Uma coisa que não muda, porém, é a maneira como o alcoolismo afeta as pessoas que convivem com os dependentes da bebida. É o que mostra o Al-Anon, grupo criado para amparar a família e os amigos de dependentes do alcoól. Os encontros são como os do AA, em locais onde geralmente há grupos para os alcoólicos, mas em dias e horários distintos. Na internet, a página do Al-Anon tem a seguinte frase: “O alcoólatra bebe e a família é que fica tonta”. A professora aposentada M. F. M, de 61 anos, hoje viúva, sabe bem disso porque conviveu com o marido dependente por três décadas. Para ela, alcoolismo é doença de família. “É muito difícil conviver com alguém nessa situação. Você não tem paz, não tem segurança. Vai a uma festa e tem medo do que ele pode aprontar. Meus filhos não levavam os amigos em casa porque tinham vergonha do pai”, lembra.

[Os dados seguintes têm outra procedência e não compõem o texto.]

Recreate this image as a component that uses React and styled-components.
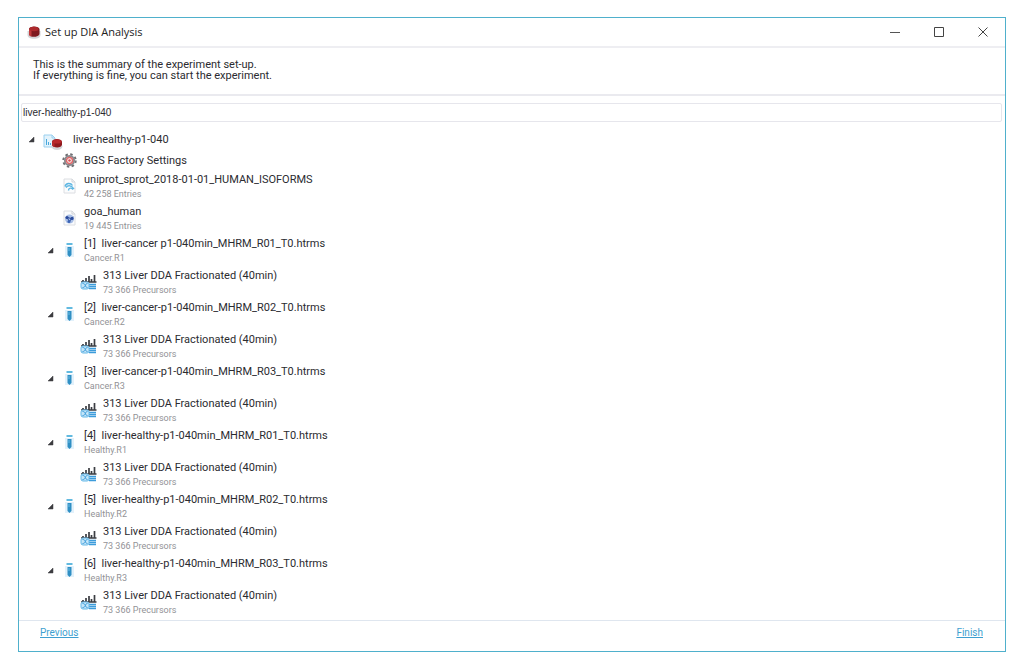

Para o psiquiatra Arthur Guerra, uma das mudanças no tratamento do alcoolismo é o envolvimento dos familiares no processo, que hoje é realidade e em 1965, quando a reportagem da revista O Cruzeiro foi publicada, praticamente não existia. Somente quando passou a frequentar a Al-Anon foi que M. F. conseguiu mudar seu comportamento diante do marido. “Aprendi a não brigar com ele e não levar as ofensas em consideração. Desliguei a pessoa da doença e passei a tratá-lo com compaixão, mas com distância emocional, que é muito importante”, diz a professora, que quatro anos depois da morte do marido continua a frequentar a entidade junto com um dos filhos. “Alguns dos meus filhos fazem terapia para tratar dos problemas que vieram de um lar alcoólico, mas todos têm curso superior e estão bem. Tocamos a vida”, declara.